Vietnam voices


Think of Gallipoli: Australians are accustomed to celebrating military defeat. But Vietnam is not a defeat that we are likely to celebrate — or even to remember, if we can manage to forget. This for two reasons: firstly, because, while we lost the battle on Gallipoli, we were on the side which won the war: secondly, because Vietnam is cause not for pride but for shame — shame not because we came away defeated but because we went.

The Australian presence in Vietnam was born in deceit. It was a shabby attempt to buy cheap insurance concealed behind a smokescreen of cold war rhetoric.

The purpose was not to protect South Vietnam; it was to preserve Australian conservatism. And our leaving was shrouded in lies just as was our going.

The Australian people were not told the truth about why we had entered, nor why we had left, nor that we had lost.

In the end, it was not so much political understanding (though this was growing too) as moral revulsion against the daily spectacle of the world’s most powerful nation beating hell out of a small, underdeveloped country which swung the majority against the war. The government could go on no longer; the switch in American policy merely facilitated what was already inevitable.

Vietnam did many things to Australia. It polarised opinion on Australia’s relations with the outside world, as sharply as the polarisation which took place in the last two years of World War I. As between generations, it broke the nexus of common assumptions concerning Australia’s future and much else. It forced Australia out of the political doldrums in which we had lain for two decades. It made it necessary for the new government to find a new road in foreign affairs. It destroyed one pride, and created another.

Vietnam engaged the minds and hearts of poets and painters in a way that no cause had done since Spain. It is with this in mind that Mr RH Morrison has brought these poems together for us, and to him we tender our thanks. We publish this collection both as a matter of record and because we feel that now we can — without denying it — draw a line under our shame.

Stephen Murray-Smith

 

 

Foreword

Anyone studying the Australian poetry of our time will be struck by a significant fact: the anti-war ranks in the community have enlisted some of our finest poets, but the pro-war elements are poetically silent. Is this because those who, even with the best of patriotic motives, welcomed, supported and justified Australia’s involvement in the Vietnam war know at heart that they have stiffed something in their conscience? A poet who has maimed his own humanity becomes mute.

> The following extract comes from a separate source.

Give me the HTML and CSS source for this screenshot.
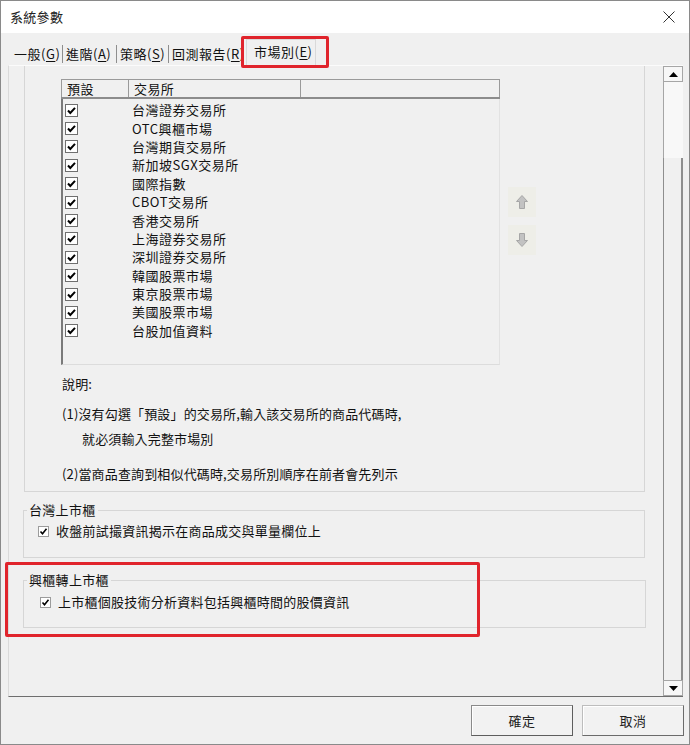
FILE: index.html
```html
<!DOCTYPE html>
<html lang="zh-Hant">
<head>
<meta charset="utf-8">
<title>系統參數</title>
<link rel="stylesheet" href="styles.css">
</head>
<body>
<div class="window">
  <div class="titlebar">
    <span class="title">系統參數</span>
    <svg class="close" width="12" height="12" viewBox="0 0 12 12"><path d="M0.5 0.5L11.5 11.5M11.5 0.5L0.5 11.5"/></svg>
  </div>
  <div class="tabbar">
    <div class="tab t1">一般(<u>G</u>)</div>
    <div class="tab t2">進階(<u>A</u>)</div>
    <div class="tab t3">策略(<u>S</u>)</div>
    <div class="tab t4">回測報告(<u>R</u>)</div>
    <div class="tab active">市場別(<u>E</u>)</div>
  </div>
  <div class="pane">
    <div class="page">
      <div class="group1">
        <div class="listrow">
          <div class="list">
            <div class="lhead">
              <div class="hc c1">預設</div>
              <div class="hc c2">交易所</div>
              <div class="hc c3"></div>
            </div>
            <div class="lbody">
              <div class="row"><span class="cb"><svg viewBox="0 0 11 11"><path d="M2 5.5L4.3 8L9 2.8"/></svg></span><span class="name">台灣證券交易所</span></div>
              <div class="row"><span class="cb"><svg viewBox="0 0 11 11"><path d="M2 5.5L4.3 8L9 2.8"/></svg></span><span class="name">OTC興櫃市場</span></div>
              <div class="row"><span class="cb"><svg viewBox="0 0 11 11"><path d="M2 5.5L4.3 8L9 2.8"/></svg></span><span class="name">台灣期貨交易所</span></div>
              <div class="row"><span class="cb"><svg viewBox="0 0 11 11"><path d="M2 5.5L4.3 8L9 2.8"/></svg></span><span class="name">新加坡SGX交易所</span></div>
              <div class="row"><span class="cb"><svg viewBox="0 0 11 11"><path d="M2 5.5L4.3 8L9 2.8"/></svg></span><span class="name">國際指數</span></div>
              <div class="row"><span class="cb"><svg viewBox="0 0 11 11"><path d="M2 5.5L4.3 8L9 2.8"/></svg></span><span class="name">CBOT交易所</span></div>
              <div class="row"><span class="cb"><svg viewBox="0 0 11 11"><path d="M2 5.5L4.3 8L9 2.8"/></svg></span><span class="name">香港交易所</span></div>
              <div class="row"><span class="cb"><svg viewBox="0 0 11 11"><path d="M2 5.5L4.3 8L9 2.8"/></svg></span><span class="name">上海證券交易所</span></div>
              <div class="row"><span class="cb"><svg viewBox="0 0 11 11"><path d="M2 5.5L4.3 8L9 2.8"/></svg></span><span class="name">深圳證券交易所</span></div>
              <div class="row"><span class="cb"><svg viewBox="0 0 11 11"><path d="M2 5.5L4.3 8L9 2.8"/></svg></span><span class="name">韓國股票市場</span></div>
              <div class="row"><span class="cb"><svg viewBox="0 0 11 11"><path d="M2 5.5L4.3 8L9 2.8"/></svg></span><span class="name">東京股票市場</span></div>
              <div class="row"><span class="cb"><svg viewBox="0 0 11 11"><path d="M2 5.5L4.3 8L9 2.8"/></svg></span><span class="name">美國股票市場</span></div>
              <div class="row"><span class="cb"><svg viewBox="0 0 11 11"><path d="M2 5.5L4.3 8L9 2.8"/></svg></span><span class="name">台股加值資料</span></div>
            </div>
          </div>
          <div class="movers">
            <div class="mover"><svg width="12" height="14" viewBox="0 0 12 14"><path d="M6 0.5L11.5 6.5H8.5V13.5H3.5V6.5H0.5Z"/></svg></div>
            <div class="mover"><svg width="12" height="14" viewBox="0 0 12 14"><path d="M6 13.5L11.5 7.5H8.5V0.5H3.5V7.5H0.5Z"/></svg></div>
          </div>
        </div>
        <div class="notes">
          <p class="n0">說明:</p>
          <p class="n1">(1)沒有勾選「預設」的交易所,輸入該交易所的商品代碼時,</p>
          <p class="n2">就必須輸入完整市場別</p>
          <p class="n3">(2)當商品查詢到相似代碼時,交易所別順序在前者會先列示</p>
        </div>
      </div>
      <fieldset class="grp grp2">
        <legend>台灣上市櫃</legend>
        <div class="opt"><span class="scb"><svg viewBox="0 0 9 9"><path d="M1.5 4.5L3.5 6.8L7.5 1.8"/></svg></span><span>收盤前試撮資訊揭示在商品成交與單量欄位上</span></div>
      </fieldset>
      <fieldset class="grp grp3">
        <legend>興櫃轉上市櫃</legend>
        <div class="opt"><span class="scb"><svg viewBox="0 0 9 9"><path d="M1.5 4.5L3.5 6.8L7.5 1.8"/></svg></span><span>上市櫃個股技術分析資料包括興櫃時間的股價資訊</span></div>
      </fieldset>
    </div>
    <div class="vscroll">
      <div class="sbtn"><svg width="9" height="5" viewBox="0 0 9 5"><path d="M4.5 0L9 5H0Z"/></svg></div>
      <div class="thumb"></div>
      <div class="track"></div>
      <div class="sbtn"><svg width="9" height="5" viewBox="0 0 9 5"><path d="M0 0H9L4.5 5Z"/></svg></div>
    </div>
  </div>
  <div class="footer">
    <button class="btn default">確定</button>
    <button class="btn">取消</button>
  </div>
  <div class="mark mark-tab"></div>
  <div class="mark mark-group"></div>
</div>
</body>
</html>
```
FILE: styles.css
```css
* { box-sizing: border-box; }
html, body { margin: 0; padding: 0; }
body {
  width: 690px;
  height: 745px;
  overflow: hidden;
  font-family: "Noto Sans CJK TC", "Microsoft JhengHei", sans-serif;
  font-size: 13px;
  color: #111;
  background: #f0f0f0;
}
.window {
  position: relative;
  width: 690px;
  height: 745px;
  border: 1px solid #8a8a8a;
  background: #f0f0f0;
  display: flex;
  flex-direction: column;
  overflow: hidden;
}
.titlebar {
  height: 32px;
  flex: none;
  background: #fff;
  display: flex;
  align-items: center;
  justify-content: space-between;
  padding: 0 14px 0 9px;
}
.title { font-size: 13px; line-height: 18px; color: #222; letter-spacing: 0.3px; }
.close path { stroke: #333; stroke-width: 1; fill: none; }

.tabbar {
  height: 32px;
  flex: none;
  display: flex;
  align-items: flex-end;
  padding-left: 10px;
}
.tab {
  height: 18px;
  margin-bottom: 2px;
  padding: 0 0 0 3px;
  line-height: 18px;
  border-right: 1px solid #8e8e8e;
  white-space: nowrap;
  letter-spacing: 0.5px;
  flex: none;
}
.tab u { text-decoration-thickness: 1px; text-underline-offset: 2px; }
.tab.t1 { width: 52px; }
.tab.t2 { width: 54px; }
.tab.t3 { width: 52px; }
.tab.t4 {
  width: 77px;
  overflow: hidden;
  border-right: none;
}
.tab.active {
  width: 70px;
  height: 26px;
  margin-bottom: 0;
  padding: 3px 0 0 7px;
  border: 1px solid #d9d9d9;
  border-bottom: none;
  background: #f0f0f0;
}

.pane {
  height: 632px;
  flex: none;
  margin: 0 6px 0 7px;
  display: flex;
  border-left: 1px solid #dadada;
  border-top: 1px solid #fbfbfb;
  border-bottom: 1px solid #6e6e6e;
}
.page {
  flex: 1;
  overflow: hidden;
}
.group1 {
  margin-left: 15px;
  width: 621px;
  height: 426px;
  border: 1px solid #d6d6d6;
  border-top: none;
  padding: 13px 0 0 36px;
}
.listrow { display: flex; }
.list {
  width: 439px;
  height: 286px;
  display: flex;
  flex-direction: column;
}
.lhead {
  height: 20px;
  display: flex;
  border-top: 1px solid #9a9a9a;
  border-bottom: 2px solid #8c8c8c;
}
.hc {
  line-height: 17px;
  padding-left: 5px;
  border-left: 1px solid #9a9a9a;
  letter-spacing: 0.4px;
}
.hc.c1 { width: 67px; }
.hc.c2 { width: 172px; }
.hc.c3 { flex: 1; border-right: 1px solid #9a9a9a; }
.lbody {
  flex: 1;
  border-left: 2px solid #7a7a7a;
  border-right: 1px solid #e2e2e2;
  border-bottom: 1px solid #dcdcdc;
  padding: 2px 0 0 2px;
}
.row {
  height: 18.4px;
  display: flex;
  align-items: center;
}
.cb {
  width: 13px;
  height: 13px;
  border: 1px solid #6f6f6f;
  background: #fff;
  display: flex;
}
.cb svg { width: 11px; height: 11px; }
.cb path { stroke: #000; stroke-width: 2; fill: none; }
.name { margin-left: 54px; line-height: 18px; letter-spacing: 0.5px; }

.movers {
  display: flex;
  flex-direction: column;
  gap: 8px;
  margin-left: 8px;
  padding-top: 108px;
}
.mover {
  width: 28px;
  height: 30px;
  background: #eeeee8;
  display: flex;
  align-items: center;
  justify-content: center;
}
.mover path { fill: #c2c2c2; stroke: #a6a6a6; stroke-width: 1; }

.notes { padding-left: 1px; letter-spacing: 0.15px; }
.notes p { margin: 0; line-height: 18px; }
.n0 { margin-top: 10px !important; }
.n1 { margin-top: 12px !important; }
.n2 { margin-top: 7px !important; padding-left: 20px; }
.n3 { margin-top: 17px !important; }

.grp {
  margin: 0;
  padding: 0;
  border: 1px solid #d6d6d6;
  min-width: 0;
}
.grp legend {
  margin-left: 3px;
  padding: 0 2px;
  line-height: 16px;
  letter-spacing: 0.3px;
}
.grp2 {
  margin: 10px 0 0 14px;
  width: 622px;
  height: 56px;
}
.grp3 {
  margin: 14px 0 0 14px;
  width: 623px;
  height: 56px;
}
.opt {
  display: flex;
  align-items: center;
  padding: 4px 0 0 14px;
  line-height: 18px;
  letter-spacing: 0.25px;
}
.grp3 .opt { padding-left: 16px; padding-top: 5px; }
.scb {
  width: 11px;
  height: 11px;
  border: 1px solid #9c9c9c;
  background: #fff;
  display: flex;
  margin-right: 7px;
}
.scb svg { width: 9px; height: 9px; }
.scb path { stroke: #000; stroke-width: 1.6; fill: none; }

.vscroll {
  width: 20px;
  flex: none;
  display: flex;
  flex-direction: column;
}
.sbtn {
  height: 16px;
  border: 1px solid #a6a6a6;
  background: #f7f7f7;
  display: flex;
  align-items: center;
  justify-content: center;
}
.sbtn path { fill: #000; }
.thumb {
  height: 76px;
  border-left: 1px solid #a6a6a6;
  background: #f8f8f8;
}
.track {
  flex: 1;
  border-left: 1px solid #8e8e8e;
  border-right: 2px solid #8e8e8e;
  background: #f0f0f0;
}

.footer {
  flex: 1;
  display: flex;
  justify-content: flex-end;
  align-items: flex-start;
  gap: 9px;
  padding: 8px 5px 0 0;
}
.btn {
  width: 102px;
  height: 31px;
  font-family: inherit;
  font-size: 13px;
  color: #222;
  background: #f2f2f2;
  border: 1px solid #bdbdbd;
  border-right-color: #6b6b6b;
  border-bottom-color: #6b6b6b;
  box-shadow: inset 1px 1px 0 #fff;
  padding: 0;
  letter-spacing: 0.5px;
}
.btn.default { border-color: #8a8a8a #5e5e5e #5e5e5e #8a8a8a; }

.mark {
  position: absolute;
  border: 3px solid #e0242c;
  border-radius: 2px;
  pointer-events: none;
}
.mark-tab { left: 240px; top: 35px; width: 88px; height: 32px; }
.mark-group { left: 4px; top: 561px; width: 475px; height: 75px; }
```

By force of circumstance this anthology has turned out to be above all a record of anguish and of protest. There was no editorial bias to exclude poems in favor of the war. Had any been found, they would have been given a fair hearing. Indeed, a leading ex-service organization was among those approached in good faith and asked to make known any poems about the war, but nothing came forward from any quarter but the voices of grief, anger, compassion, shame, sarcasm, and condemnation. It must not be assumed however that the contributors whose work follows are somehow in league, or that they would necessarily subscribe to my own assessment. They are individual and diverse. They hold to various political opinions and religious creeds. Their responsibility here goes no further than the words of the poems to which they have separately put their names.

The title of this anthology grew out of a process of elimination. Vietnam Poetry would not have been right, for some of the works chosen are hardly poems. Vietnam Verse might have seemed inadequate, because some of the contents are fine poems, and others effective prose. Vietnam Voices is meant to place the emphasis on the voices of conscience which speak to us here through a variety of forms, with different degrees of inspiration, talent, or plain sincerity. It may be only rarely that in the midst of strife and bitter turmoil the poet can make that fusion between poetic creativeness and barbarous reality which yields a true poem. Perhaps finer poems will come to be written on reflection as the Indo-China war ends will it ever end? … In the meantime we have these poems created during years of intense feeling, in the face of an issue which has divided our community as few other issues have done since the first world war.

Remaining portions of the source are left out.